With its forest of cranes and mushrooming show apartments dangling plutocrat baubles from car lifts to Versace children’s play areas, Battersea remains outwardly the buzzing epicentre of the property boom that has turned London into Britain’s very own Monaco.

But if the rumblings from within a circle of brokers and investors involved in the redevelopment of the south London former power station and the surrounding Nine Elms area are anything to go by, the legions of foreign investors credited - and blamed in equal measure - for driving the capital’s decade-long luxury property boom may finally be getting cold feet.

Sime Darby, one of the major stakeholders in the redevelopment of the 42-acre Battersea site, acknowledged a “softening of interest” in buyers from Malaysia and elsewhere in southeast Asia who had previously been responsible for the spending splurge which saw the area dubbed  “Singapore on Thames”. The Malaysia based company insisted that none of its existing sales agreements had been cancelled.

But with one estate agent recording a 10 per cent drop in the value of luxury homes in Battersea and its environs in the year to June, experts blamed the cooling of ardour for buying up London’s high-end penthouses on the strengthening of the pound in recent months and economic volatility in the home markets of investors.

Estate agent Knight Frank said purchases of prime London homes by Russians had fallen to 2.9 per cent of the total in the first six months of 2015, compared to 6.7 per cent in the previous period. Singapore-based buyers more than halved to 1.4 per cent and Chinese investors dropped to9.4 per cent from 10.9 per cent.

Sime Darby, which owns 40 per cent of the Battersea project, said in a statement: “We are witnessing softening of interest among buyers from Malaysia and southeast Asian regions, probably due to the prevailing volatile currencies and uncertainty in economic outlook. No exchanged contracts have been cancelled to date.”

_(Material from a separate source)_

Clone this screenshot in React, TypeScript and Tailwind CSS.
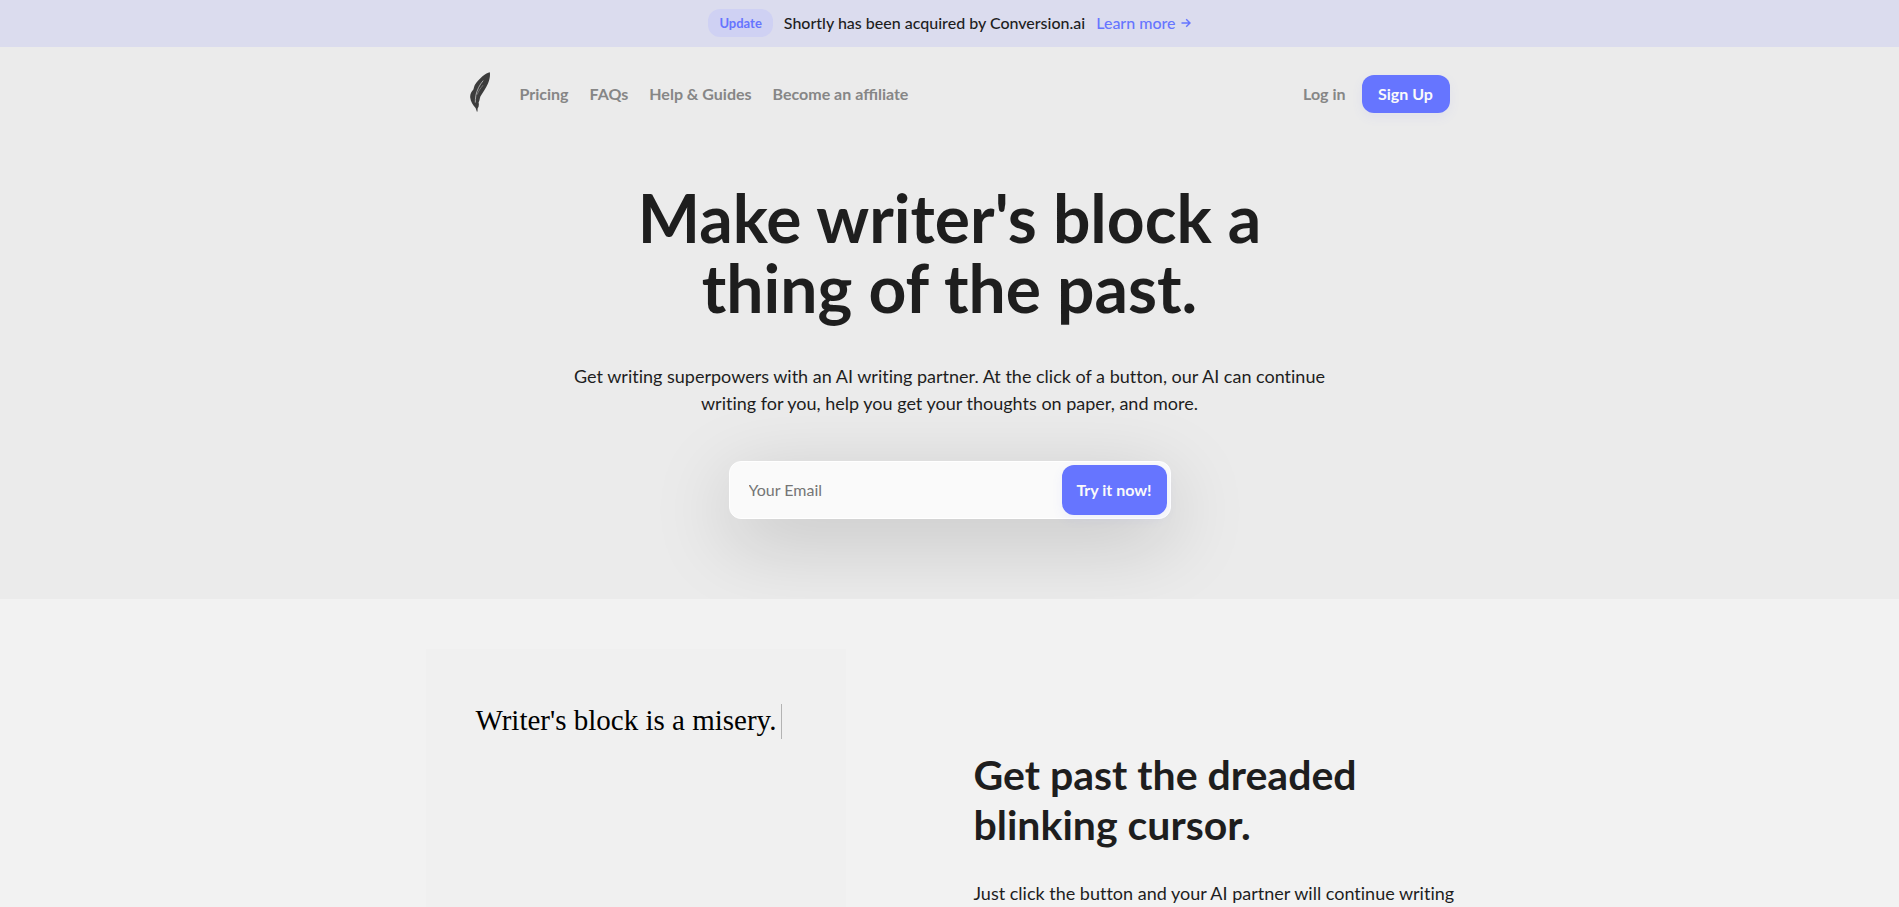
import type { ReactNode } from "react";

const navLinks = ["Pricing", "FAQs", "Help & Guides", "Become an affiliate"];

function FeatherLogo() {
  return (
    <svg viewBox="0 0 20 44" className="h-11 w-5" aria-hidden="true">
      <path
        d="M19.8 0.2C16 1 9.2 6 4.8 13C4 14.6 3.8 16.4 3.4 17.4C1 19.8 0 22.4 0.2 25.4C0.6 29.4 3 33.2 5.6 36L6.9 39.8L7.5 39.6L7.6 36.6C8.8 34.6 9.2 32.6 8.6 30.4C9.8 28.6 9.6 26.6 10.4 24.6C12.4 20.6 16 16.4 18 11.4C19.6 7.6 20.4 3.4 19.8 0.2Z"
        fill="#3c3c3c"
      />
      <path
        d="M13.2 8.6C9.4 13 7 18 5.8 23.6C5.3 26.4 5.4 28.6 5.3 30.6"
        fill="none"
        stroke="#c4c4c4"
        strokeWidth="0.8"
      />
      <path d="M13 13.2C10.6 16.2 8.4 19 7.2 22.6" fill="none" stroke="#9a9a9a" strokeWidth="0.6" />
    </svg>
  );
}

function ArrowIcon() {
  return (
    <svg viewBox="0 0 10 10" className="h-[10px] w-[10px]" fill="none" stroke="currentColor" strokeWidth="1.4" aria-hidden="true">
      <path d="M0.5 5H9M5.2 1.2L9 5L5.2 8.8" />
    </svg>
  );
}

function Banner() {
  return (
    <div className="flex h-[47px] items-center justify-center gap-[11px] bg-[#dbdcee] pb-px">
      <span className="rounded-xl bg-[#cfd1f3] px-[11px] py-1 text-[13px] leading-5 font-bold text-[#6675ff]">Update</span>
      <span className="text-base font-medium">Shortly has been acquired by Conversion.ai</span>
      <a href="#learn-more" className="flex items-center gap-[5px] text-base font-medium text-[#6675ff]">
        Learn more <ArrowIcon />
      </a>
    </div>
  );
}

function PrimaryButton({ children, className }: { children: ReactNode; className: string }) {
  return (
    <button
      type="button"
      className={`rounded-xl bg-[#6675ff] text-base font-bold text-[#fafafa] shadow-[0_4px_12px_rgba(102,117,255,0.08)] ${className}`}
    >
      {children}
    </button>
  );
}

export default function App() {
  return (
    <div className="min-h-screen bg-[#f2f2f2] font-['Lato',sans-serif] text-[#1e1e1e]">
      <Banner />
      <div className="overflow-hidden bg-[#ebebeb] pb-20">
        <header className="mx-auto flex h-[94px] max-w-[1000px] items-center pl-5">
          <a href="#home" aria-label="Shortly">
            <FeatherLogo />
          </a>
          <nav className="ml-[30px] flex gap-[21px] text-base font-bold text-[#868686]">
            {navLinks.map((label) => (
              <a key={label} href="#nav">
                {label}
              </a>
            ))}
          </nav>
          <a href="#login" className="ml-auto text-base font-bold text-[#868686]">
            Log in
          </a>
          <PrimaryButton className="ml-4 h-[38px] w-[88px]">Sign Up</PrimaryButton>
        </header>

        <main className="mx-auto flex max-w-[760px] flex-col items-center pt-[42px] text-center">
          <h1 className="max-w-[680px] text-[66px] leading-[70px] font-bold">Make writer's block a thing of the past.</h1>
          <p className="mt-10 text-lg leading-[27px] [font-variant-ligatures:none]">
            Get writing superpowers with an AI writing partner. At the click of a button, our AI can continue writing for
            you, help you get your thoughts on paper, and more.
          </p>
          <form className="mt-11 flex h-[58px] w-[442px] items-center rounded-xl border border-white bg-[#fafafa] pr-[3px] shadow-[0_20px_80px_rgba(0,0,0,0.18)]">
            <input
              type="email"
              aria-label="Your Email"
              placeholder="Your Email"
              className="h-full min-w-0 flex-1 rounded-xl bg-transparent pb-0.5 pl-[19px] text-base outline-none placeholder:text-[#757575]"
            />
            <PrimaryButton className="h-[50px] w-[105px]">Try it now!</PrimaryButton>
          </form>
        </main>
      </div>

      <section className="h-[308px] overflow-hidden">
        <div className="mx-auto grid max-w-[1048px] grid-cols-2 gap-x-6 pt-[50px]">
          <div className="h-[500px] w-[420px] bg-[#f0f0f0] px-[50px] pt-[55px]">
            <p className="flex items-start gap-[5px] font-['Liberation_Serif',serif] text-[29px] leading-8 text-black">
              Writer's block is a misery.
              <span className="h-[35px] w-px bg-[#b3b3b3]" />
            </p>
          </div>
          <div className="pt-[101px] pl-3">
            <h2 className="text-[41px] leading-[50px] font-bold">Get past the dreaded blinking cursor.</h2>
            <p className="mt-[30px] text-lg leading-[27px] [font-variant-ligatures:none]">
              Just click the button and your AI partner will continue writing
            </p>
          </div>
        </div>
      </section>
    </div>
  );
}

With economists predicting a fall in the price of prime central London property of 10 to 15 per cent, some argue that a long-awaited dose of real estate reality is already beginning to hit the capital. Online estate agent eMoov said it had recorded a three per cent drop in demand for housing worth £2m or more in a single month in May. Demand has fallen since May in some 60 per cent of “prime” London boroughs, such as Westminster or Kensington and Chelsea.

Founder Russell Quirk said: “I don’t think that there are many who will shed a tear for the well-heeled, sharp suited Mayfair type property predators. They have long crawled along the golden streets of prime central London, yet it seems that the tide has turned.

“London has been a Monaco in the middle of Britain. But what comes up must come down and we are now starting to see a rebalancing with other parts of the country.”